Is $u^TAu \geq 0$ true for all symmetric matrices $A$?

Question

we know from the definition of inner product and norm, that $u^Tu$ is always larger than zero, except the case where $u=0$ at which case it is zero.

I came across a question that infers that $u^TAu \geq 0$ for all symmetric matrices $A$, I'd like to know why this is true, it seems odd to me.

The question asks us to prove an equality about some function: $f(p) =f(x_0)+\frac{1}{2}(p-x_0)^TA(p-x_0$) where $A$ is a symmetric matrix and $p$ is some point, and infer from this result that $f(x_0)$ is a global minimum of $f$.

I won't go into details, it doesn't matter, I showed that this equality indeed holds. My problem now is showing that $f(x_0)$ is a global minimum. If it is, then $f(p) \geq f(x_0)$. which would imply that $(p-x_0)^TA(p-x_0) \geq 0$ which is unclear to me why this is true for all cases of $A \in Sym(n)$.

Answer 1

No, for example $A=-I$, where $I$ is the identity matrix.

$A$ being symmetric just means that it has real eigenvalues.

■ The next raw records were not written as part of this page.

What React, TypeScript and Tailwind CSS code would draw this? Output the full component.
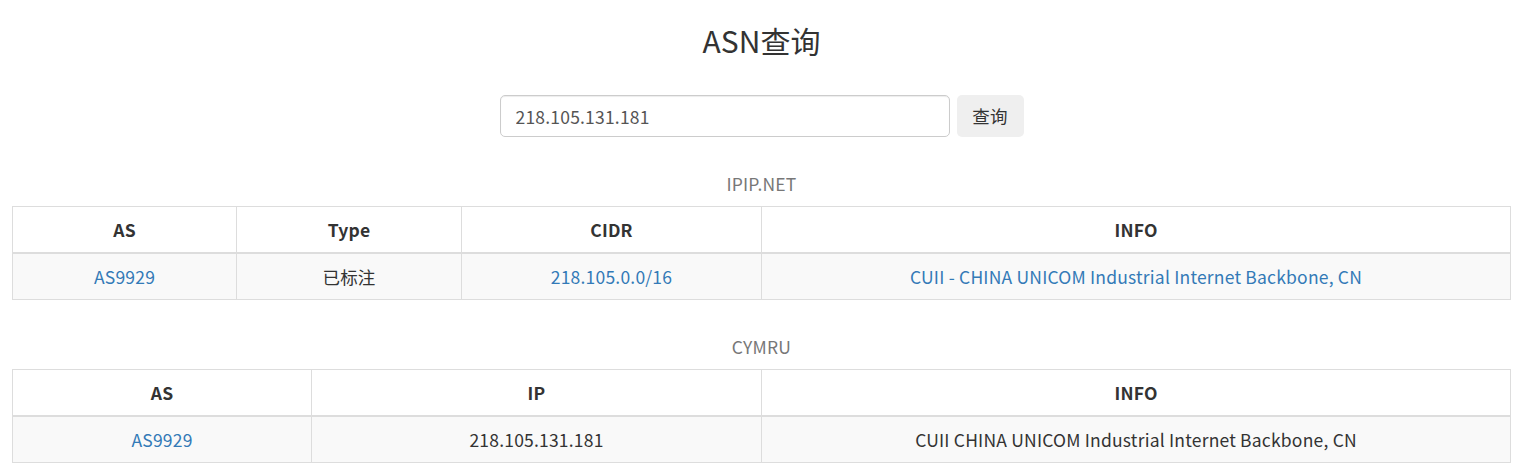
import React from 'react';

const link = 'text-[#337ab7]';

const ipip = [
  { as: 'AS9929', type: '已标注', cidr: '218.105.0.0/16', info: 'CUII - CHINA UNICOM Industrial Internet Backbone, CN' },
];

const cymru = [
  { as: 'AS9929', ip: '218.105.131.181', info: 'CUII CHINA UNICOM Industrial Internet Backbone, CN' },
];

const th = 'border border-[#ddd] border-b-[2.5px] px-[10px] py-[10px] leading-[25px] font-bold text-center';
const td = 'border border-[#ddd] px-[10px] py-[10px] leading-[25px] text-center';

const App: React.FC = () => {
  return (
    <div
      className="min-h-screen bg-white text-[#333] text-[17.5px] tracking-[0.2px]"
      style={{ fontFamily: '"Noto Sans CJK SC", "Noto Sans", sans-serif' }}
    >
      <div className="w-[1499px] ml-[12px]">
        <h3 className="text-center text-[30px] leading-[34px] pt-[23px] tracking-normal">ASN查询</h3>

        <div className="flex justify-center gap-[7px] mt-[38px]">
          <input
            defaultValue="218.105.131.181"
            className="w-[450px] h-[42px] border border-[#ccc] rounded-[5px] px-[15px] text-[17.5px] text-[#555] outline-none shadow-[inset_0_1px_1px_rgba(0,0,0,0.075)]"
          />
          <button className="h-[42px] w-[67px] rounded-[5px] bg-[#efefef] text-[#333] text-[17.5px]">查询</button>
        </div>

        <table className="w-full border-collapse mt-[34px]">
          <caption className="text-[#777] pb-[10px] leading-[25px]">IPIP.NET</caption>
          <thead>
            <tr>
              <th className={`${th} w-[224px]`}>AS</th>
              <th className={`${th} w-[225px]`}>Type</th>
              <th className={`${th} w-[300px]`}>CIDR</th>
              <th className={th}>INFO</th>
            </tr>
          </thead>
          <tbody>
            {ipip.map((r) => (
              <tr key={r.as} className="bg-[#f9f9f9]">
                <td className={`${td} ${link}`}>{r.as}</td>
                <td className={td}>{r.type}</td>
                <td className={`${td} ${link}`}>{r.cidr}</td>
                <td className={`${td} ${link}`}>{r.info}</td>
              </tr>
            ))}
          </tbody>
        </table>

        <table className="w-full border-collapse mt-[34px]">
          <caption className="text-[#777] pb-[10px] leading-[25px]">CYMRU</caption>
          <thead>
            <tr>
              <th className={`${th} w-[299px]`}>AS</th>
              <th className={`${th} w-[450px]`}>IP</th>
              <th className={th}>INFO</th>
            </tr>
          </thead>
          <tbody>
            {cymru.map((r) => (
              <tr key={r.as} className="bg-[#f9f9f9]">
                <td className={`${td} ${link}`}>{r.as}</td>
                <td className={td}>{r.ip}</td>
                <td className={td}>{r.info}</td>
              </tr>
            ))}
          </tbody>
        </table>
      </div>
    </div>
  );
};

export default App;
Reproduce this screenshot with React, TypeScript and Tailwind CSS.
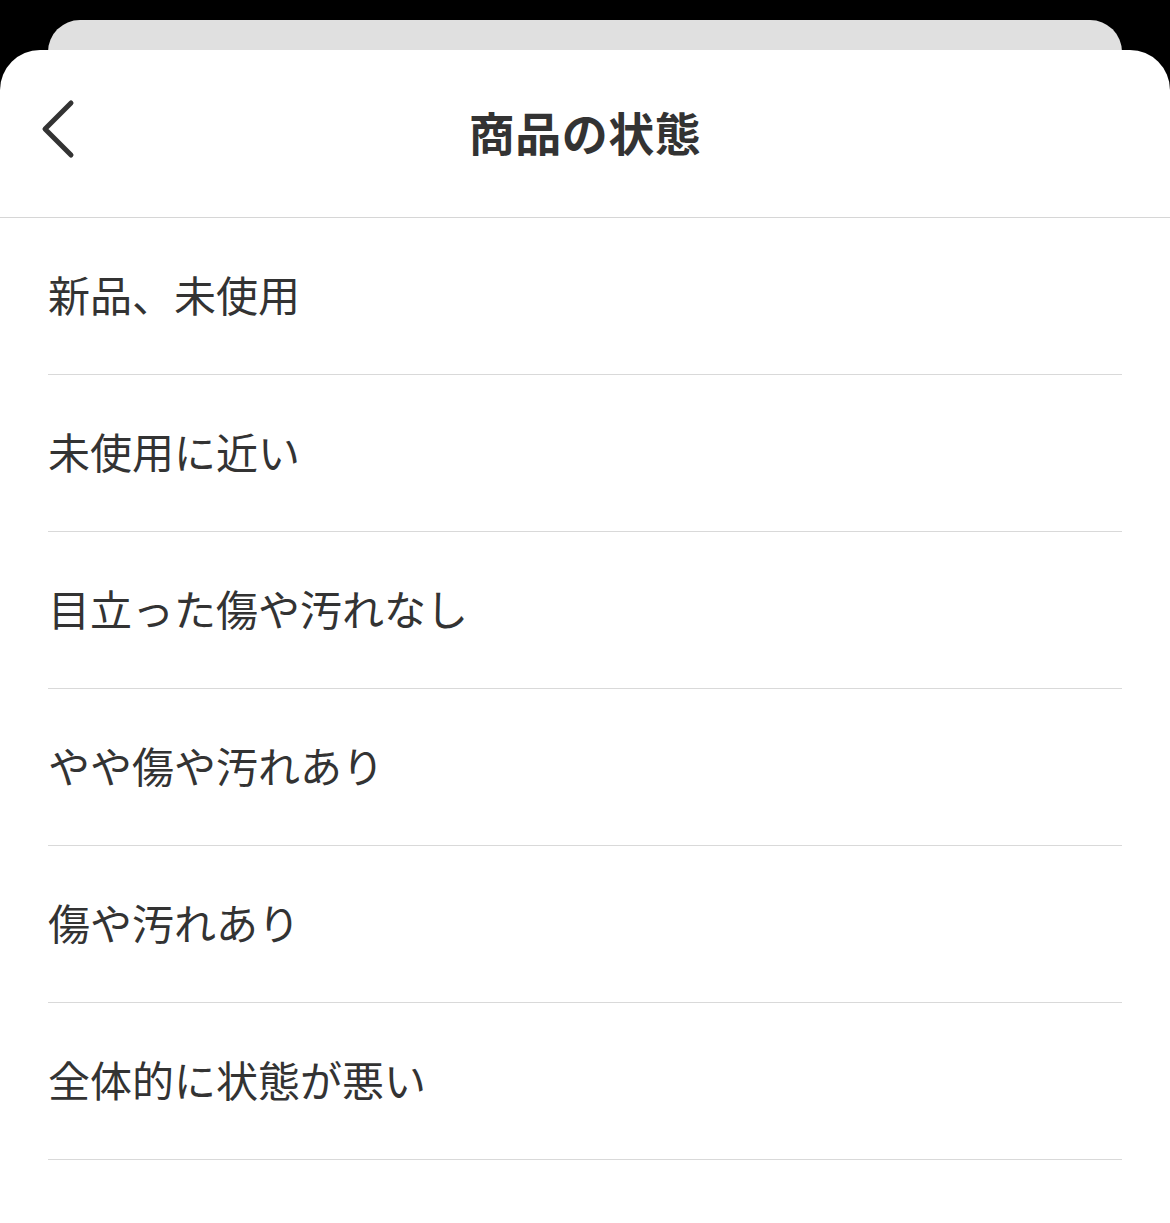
const conditions = [
  '新品、未使用',
  '未使用に近い',
  '目立った傷や汚れなし',
  'やや傷や汚れあり',
  '傷や汚れあり',
  '全体的に状態が悪い',
];

function ChevronLeft() {
  return (
    <svg width="36" height="62" viewBox="0 0 36 62" fill="none" className="text-[#333333]">
      <path d="M31 4 L5 30 L31 56" stroke="currentColor" strokeWidth="5" strokeLinecap="round" strokeLinejoin="round" />
    </svg>
  );
}

export default function App() {
  return (
    <div
      className="min-h-[1223px] w-[1170px] bg-black overflow-hidden"
      style={{ fontFamily: '"Noto Sans CJK JP", "Noto Sans", sans-serif' }}
    >
      <div className="pt-[20px] px-[48px]">
        <div className="h-[40px] rounded-t-[32px] bg-[#e0e0e0]" />
      </div>

      <div className="-mt-[10px] relative min-h-[1173px] rounded-t-[40px] bg-white">
        <header className="relative h-[168px] flex items-center justify-center border-b border-[#d6d6d6]">
          <button className="absolute left-[40px] top-[49px] p-0" aria-label="戻る">
            <ChevronLeft />
          </button>
          <h1 className="text-[46px] font-bold text-[#333333] leading-none tracking-[0.5px] -mt-[6px]">商品の状態</h1>
        </header>

        <ul className="px-[48px]">
          {conditions.map((label) => (
            <li
              key={label}
              className="h-[157px] flex items-center border-b border-[#d9d9d9] text-[42px] text-[#333333] leading-none"
            >
              <span className="-mt-[4px]">{label}</span>
            </li>
          ))}
        </ul>
      </div>
    </div>
  );
}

$u^T Au\ge 0$ means for a symmetric matrix that $A$ is positive (semi)definite, i.e. all the eigenvalues are non-negative.

Answer 2

This is true for the non-negative symmetric matrix i.e. for the symmetric matrix with non-negative eigenvalues. In fact let $(e_1,\ldots,e_n)$ an orthonormal basis of eigenvectors of $A$ associated to the eigenvalues $\lambda_k\ge0$ and let $$u=\sum_{k=1}^n x_k e_k$$ then $$\langle Au,u\rangle=\sum_{k=1}^nx_k^2\lambda_k\ge0$$